Но, простите, эти движения настолько сложны, а повторения многочисленны, что мне приходилось считать, чтобы не сбиться. Мысленно, про себя. И это поставило надежную стену на пути воздействия.
Наставник попытался применить то, что уже помогало ему.
Вообще-то, это глупо, но кто я такая, чтобы указывать наставнику на ошибки? Если человек в черных одеждах раз за разом нарушает самые основные правила работы с людьми, одно из двух: либо он прекрасно знает, что делает, либо у него отсутствуют мозги. А причем здесь я?
Наставник попытался пустить в ход свои замечательные руки.
Движения резко поменялись, мы опять стали делать их неправильно.
Наставник, изо всех сил заботясь об учениках, не поленился, подошел к каждому: похлопал, погладил, терпеливо показал, как надо.
Внешне относясь к нему с обычным почтением, я всего лишь терпела его присутствие рядом. И мысленно показывала ему фигу в черную спину, когда он уходил на свое место.
И продолжала усердно заниматься. Старательно.
Я начинала движение последней, и заканчивала тоже. Тщательно следила, чтобы наши волны даже случайно не совпали.
Наставник не сдавался, остановив упражнение, начал показывать, как безобидное с виду движение рукой превращается в боевой прием. Все сгрудились вокруг него, чтобы рассмотреть, не упуская мелочей.
Я осталась наблюдать со своего места: ремесло кулачного бойца мне не грозило. Мне этот прием был не нужен.
Кроме того, дома накопилось столько дел, что теперь, после окончания занятий поклонившись пустому месту перед собой, я, ни мгновения не задерживаясь, уходила на Гору.
Ведь счастливая семья не только у наставника, у остальных людей такое тоже, как ни странно, встречается сплошь и рядом. А семья всегда забирает много времени и сил.
* * *Все это было чудесно и замечательно.
Опыт показал, что когда отрезаешь нити воздействия, когда снова берешь управление собой в свои собственные руки, от учения, полного чудес, в остатке получается вполне бодрящая зарядка. Без волшебных сил, без демонов и инопланетян.

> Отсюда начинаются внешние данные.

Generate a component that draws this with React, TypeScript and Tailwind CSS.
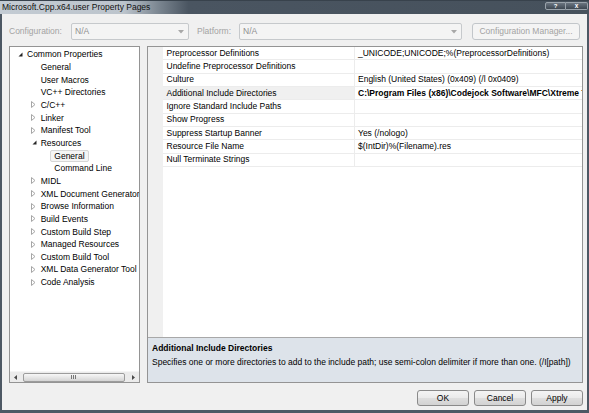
import React from "react";

// tree rows of the property page navigator
type TreeItem = {
  label: string;
  level: 0 | 1 | 2;
  expander?: "open" | "closed";
  selected?: boolean;
};

const treeItems: TreeItem[] = [
  { label: "Common Properties", level: 0, expander: "open" },
  { label: "General", level: 1 },
  { label: "User Macros", level: 1 },
  { label: "VC++ Directories", level: 1 },
  { label: "C/C++", level: 1, expander: "closed" },
  { label: "Linker", level: 1, expander: "closed" },
  { label: "Manifest Tool", level: 1, expander: "closed" },
  { label: "Resources", level: 1, expander: "open" },
  { label: "General", level: 2, selected: true },
  { label: "Command Line", level: 2 },
  { label: "MIDL", level: 1, expander: "closed" },
  { label: "XML Document Generator", level: 1, expander: "closed" },
  { label: "Browse Information", level: 1, expander: "closed" },
  { label: "Build Events", level: 1, expander: "closed" },
  { label: "Custom Build Step", level: 1, expander: "closed" },
  { label: "Managed Resources", level: 1, expander: "closed" },
  { label: "Custom Build Tool", level: 1, expander: "closed" },
  { label: "XML Data Generator Tool", level: 1, expander: "closed" },
  { label: "Code Analysis", level: 1, expander: "closed" },
];

const indent = ["pl-[6px]", "pl-[19.7px]", "pl-[33.3px]"];

// property grid rows
type Prop = { name: string; value: string; bold?: boolean; selected?: boolean };

const props: Prop[] = [
  { name: "Preprocessor Definitions", value: "_UNICODE;UNICODE;%(PreprocessorDefinitions)" },
  { name: "Undefine Preprocessor Definitions", value: "" },
  { name: "Culture", value: "English (United States) (0x409) (/l 0x0409)" },
  {
    name: "Additional Include Directories",
    value: "C:\\Program Files (x86)\\Codejock Software\\MFC\\Xtreme ToolkitPro v15.0.2\\Source",
    bold: true,
    selected: true,
  },
  { name: "Ignore Standard Include Paths", value: "" },
  { name: "Show Progress", value: "" },
  { name: "Suppress Startup Banner", value: "Yes (/nologo)" },
  { name: "Resource File Name", value: "$(IntDir)%(Filename).res" },
  { name: "Null Terminate Strings", value: "" },
];

function Expander({ kind }: { kind?: "open" | "closed" }) {
  return (
    <div className="w-[7px] h-full flex items-center shrink-0">
      {kind === "open" && (
        <svg width="5" height="5" viewBox="0 0 5 5" className="ml-[2px]">
          <polygon points="4.5,0.5 4.5,4.5 0.5,4.5" fill="#262626" />
        </svg>
      )}
      {kind === "closed" && (
        <svg width="5" height="7" viewBox="0 0 5 7" className="ml-[1.5px]">
          <polygon points="0.5,0.5 4,3.5 0.5,6.5" fill="#fff" stroke="#a6a6a6" strokeWidth="1" />
        </svg>
      )}
    </div>
  );
}

function Combo({ width }: { width: string }) {
  return (
    <div
      className={`${width} h-[17px] flex items-center justify-between border border-[#c6c9cc] rounded-[2px] bg-[#f4f4f4] pl-[3px] pr-[4px] text-[#8f8f8f]`}
    >
      <span>N/A</span>
      <svg width="6" height="4" viewBox="0 0 6 4">
        <polygon points="0,0 6,0 3,3.5" fill="#a8a8a8" />
      </svg>
    </div>
  );
}

function DialogButton({ label }: { label: string }) {
  return (
    <div className="w-[52px] h-[16px] flex items-center justify-center rounded-[3px] border border-[#8a8a8a] bg-[linear-gradient(to_bottom,#f4f4f4_0%,#ebebeb_48%,#dedede_52%,#d2d2d2_100%)]">
      {label}
    </div>
  );
}

export default function App() {
  return (
    <div className="w-[589px] h-[413px] flex flex-col overflow-hidden text-[8.5px] text-black font-['Liberation_Sans',Arial,sans-serif]">
      {/* 타이틀 바 */}
      <div className="h-[14px] shrink-0 flex items-start justify-between border-t border-[#38424c] bg-[linear-gradient(to_right,#c3cbd3_0%,#bcc4cc_21%,#7a8590_27%,#4a5561_32%,#46515c_100%)]">
        <span className="pl-[2px] leading-[12px] text-[#111]">Microsoft.Cpp.x64.user Property Pages</span>
        <div className="flex mt-[1px] mr-[1px] h-[8px]">
          <div className="w-[21px] h-full flex items-center justify-center border border-[#9aa3ab] rounded-l-[2px] bg-[linear-gradient(to_bottom,#6b7580,#3e4852)] text-white text-[6px] font-bold leading-none">
            ?
          </div>
          <div className="w-[22px] h-full flex items-center justify-center border border-l-0 border-[#9aa3ab] rounded-r-[2px] bg-[linear-gradient(to_bottom,#6b7580,#3e4852)] text-white text-[6.5px] font-bold leading-none">
            x
          </div>
        </div>
      </div>

      {/* 본문 */}
      <div className="flex-1 flex flex-col bg-[#f0f0f0] border-l-2 border-r-2 border-b-[3px] border-[#4d5864] pl-[7px] pr-[4px] pt-[9px] pb-[4px]">
        {/* 구성 선택 줄 */}
        <div className="h-[17px] flex items-center shrink-0">
          <span className="w-[62px] text-[#a3a3a3]">Configuration:</span>
          <Combo width="w-[118px]" />
          <span className="w-[50px] pl-[8px] text-[#a3a3a3]">Platform:</span>
          <Combo width="w-[223px]" />
          <div className="ml-[10px] w-[108px] h-[17px] flex items-center justify-center border border-[#c2c6ca] rounded-[3px] bg-[#f4f4f4] text-[#a3a3a3]">
            Configuration Manager...
          </div>
        </div>

        {/* 트리 + 속성 그리드 */}
        <div className="mt-[6px] h-[337px] flex gap-[7px] shrink-0">
          {/* 트리 */}
          <div className="w-[131px] flex flex-col border border-[#949494] bg-white">
            <div className="flex-1 pt-[1px] overflow-hidden">
              {treeItems.map((item, i) => (
                <div key={i} className={`h-[12.67px] flex items-center ${indent[item.level]}`}>
                  <Expander kind={item.expander} />
                  <span
                    className={`whitespace-nowrap px-[3px] leading-[10px] border rounded-[2px] ${
                      item.selected ? "border-[#d6d6d6] bg-[#f5f5f5]" : "border-transparent"
                    }`}
                  >
                    {item.label}
                  </span>
                </div>
              ))}
            </div>
            {/* 가로 스크롤바 */}
            <div className="h-[11px] flex items-center bg-[#ebebeb] border-t border-[#f5f5f5]">
              <div className="w-[11px] h-full flex items-center justify-center">
                <svg width="3" height="5" viewBox="0 0 3 5">
                  <polygon points="3,0 3,5 0,2.5" fill="#4a4a4a" />
                </svg>
              </div>
              <div className="flex-1 h-[9px] ml-[2px] mr-[3px] flex items-center justify-center rounded-[2px] border border-[#9c9c9c] bg-[linear-gradient(to_bottom,#f7f7f7_0%,#e6e6e6_50%,#d4d4d4_100%)]">
                <svg width="6" height="4" viewBox="0 0 6 4">
                  <line x1="0.5" y1="0" x2="0.5" y2="4" stroke="#777" />
                  <line x1="2.5" y1="0" x2="2.5" y2="4" stroke="#777" />
                  <line x1="4.5" y1="0" x2="4.5" y2="4" stroke="#777" />
                </svg>
              </div>
              <div className="w-[11px] h-full flex items-center justify-center">
                <svg width="3" height="5" viewBox="0 0 3 5">
                  <polygon points="0,0 0,5 3,2.5" fill="#4a4a4a" />
                </svg>
              </div>
            </div>
          </div>

          {/* 속성 그리드 */}
          <div className="w-[436px] flex flex-col border border-[#949494] bg-white">
            <div className="flex-1 flex overflow-hidden">
              <div className="w-[15px] h-full bg-[#f0f0f0] shrink-0" />
              <div className="flex-1 flex flex-col overflow-hidden">
                {props.map((p, i) => (
                  <div key={i} className="h-[13.33px] flex border-b border-[#ececec]">
                    <div
                      className={`w-[192px] shrink-0 flex items-center pl-[3.5px] border-r border-[#ececec] whitespace-nowrap ${
                        p.selected ? "bg-[#f0f0f0]" : ""
                      }`}
                    >
                      {p.name}
                    </div>
                    <div
                      className={`flex-1 flex items-center pl-[3px] whitespace-nowrap overflow-hidden ${
                        p.bold ? "font-bold" : ""
                      }`}
                    >
                      {p.value}
                    </div>
                  </div>
                ))}
              </div>
            </div>
            {/* 설명 영역 */}
            <div className="h-[45px] shrink-0 border-t border-[#a8a8a8] bg-[#dde3ea] pl-[4px] pt-[4px]">
              <div className="leading-[13.5px] font-bold">Additional Include Directories</div>
              <div className="leading-[13.5px] whitespace-nowrap">
                Specifies one or more directories to add to the include path; use semi-colon delimiter if more than one. (/I[path])
              </div>
            </div>
          </div>
        </div>

        {/* 버튼 */}
        <div className="mt-[7px] h-[16px] flex justify-end gap-[5px] shrink-0">
          <DialogButton label="OK" />
          <DialogButton label="Cancel" />
          <DialogButton label="Apply" />
        </div>
      </div>
    </div>
  );
}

Зарядку ведет вполне себе заурядный человек в черных одеждах, который не в состоянии со своими-то червяками справиться, который боится неизвестно чего и очень странно себя ведет. Дело одного мгновения: сказать "да, давайте поговорим" либо "нет, мы не будем разговаривать, прощайте", — он превратил в какую-то помойку.
Но было ясно, что в учении, которое он принес, эта самая зарядка неразрывно связана с его корявыми речами, он от них не откажется. И мне там делать нечего.
Но из пяти оплаченных занятий, оставшихся у меня, после возвращения в Зимний Город я отходила только два.
А подарить этому человеку три занятия, — за что? За его красивые глаза? Так они у него страшные, мертвые.
Но и заниматься рядом с ним я больше не в силах.
Потому что учитель, который оттолкнул ученика с вопросами — не учитель. Хвост это собачий, а не наставник.
Самозванец.
Настоящего учителя ничто так не радует, как вопросы ученика.
* * *Я решила, что занятие в пятницу будет у меня последним.
После занятия я переоденусь в обычное, отзову человека в черных одеждах в сторонку, чтобы остальные не слышали и скажу:
"Я не могу заниматься у человека, которого не уважаю. А вас я не уважаю. Вы убить меня можете — но вам не вернуть мое уважение!"